Parente prossimo della menzogna è la designazione di una cosa incorporando nella sua definizione una qualificazione positiva: caso ormai classico, un provvedimento legislativo passato alla cronaca come “la buona scuola”. Forse che qualcuno può dirsi contrario alla buona scuola? In effetti lo hanno detto in centinaia di migliaia, ma non senza essere costretti a qualche acrobazia dialettica, proprio come quando, in un vicino passato, dovevamo sforzarci di non gridare a pieni polmoni il più esplicito incoraggiamento alla nazionale di calcio (o di altro) senza parere per ciò fedeli seguaci del partito di maggioranza relativa, che tra l’altro s’era impossessato anche del termine “azzurri” per definire non già gli atleti che rappresentano il Paese nelle competizioni sportive internazionali, bensì i sedentari culi di legno che si spartivano prebende, seggi parlamentari, favori e schegge di potere.
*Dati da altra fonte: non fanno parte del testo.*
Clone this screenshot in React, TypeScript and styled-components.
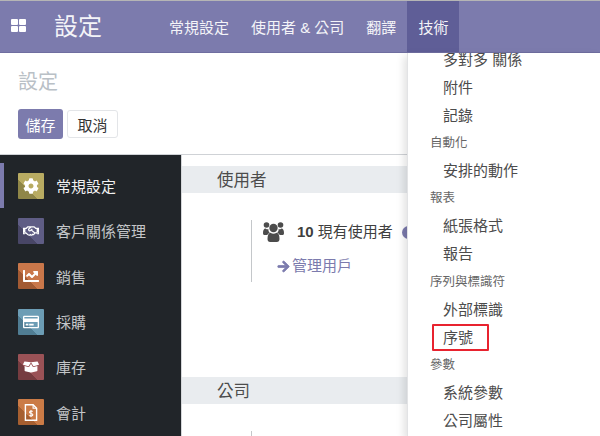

Nel secondo capitolo dei Promessi sposi, Renzo non si lascia intimidire dai termini di diritto canonico sciorinati da don Abbondio, rigorosamente in latino e sbotta: “Che vuol ch’io faccia del suo latinorum?”. Oggi il latinorum è soppiantato, con propositi analoghi, dall’inglese, per cui al posto di conditio, votum, cognatio, crimen, Cultus disparitas, vis ci troviamo di fronte locuzioni del tipo Jobs Act per definire una riforma (per molti una controriforma) del diritto del lavoro, oppure stepchild adoption, a designare l’istituto dell’adozione del figliastro che s’intende estendere alle coppie omosessuali. Risciacquare nel Tamigi termini che sono o si suppongono indigesti alla pubblica opinione è un altro espediente retorico atto a camuffare la realtà oltretutto ridipingendo il concetto di un colore, chissà perché, più aggiornato e progressista.

Meno sottile ma forse più efficace è il trucco di adoperare termini riduttivi o impropri per associare un giudizio di valore a un concetto, anche contro la reale natura della cosa che s’intende mettere in equivoca o cattiva luce. Nel momento in cui si riteneva di aver istituito in Italia un sistema politico bipolare, come un sol uomo gli esponenti del centro-destra definivano “sinistra” la coalizione opposta, che era invece di centro-sinistra, per cui personalità come Romano Prodi o Dario Franceschini erano implicitamente rappresentati come epigoni di Lenin.

Poi c’è l’uso di tacciare di conservatorismo coloro che si oppongono a interventi riformatori; di questo la retorica oggi più in auge ha già offerto numerosi saggi: conservatori sono così dipinti i sindacati, quando si oppongono allo smantellamento delle garanzie a suo tempo istituite dalla legge 300 del 1970, lo Statuto dei lavoratori, oppure i cosiddetti “professoroni”, costituzionalisti che si oppongono alla riforma della Costituzione, soprattutto in abbinamento alla legge elettorale cosiddetta Italicum, filiazione – per molti peggiorativa – di quella definita Porcellum dal suo stesso estensore. L’approssimarsi della data del referendum confermativo di tali disposizioni di modifica della Carta, prevedibilmente, intensificherà l’anatema contro i “conservatori”, anche se è evidente che opporsi alla promulgazione di leggi che sottraggono anziché ampliare i diritti dei cittadini non è precisamente agire regressivo. Ci fossero stati, nel 1938, “conservatori” che si fossero opposti alle leggi razziali! Tanto per fare un esempio.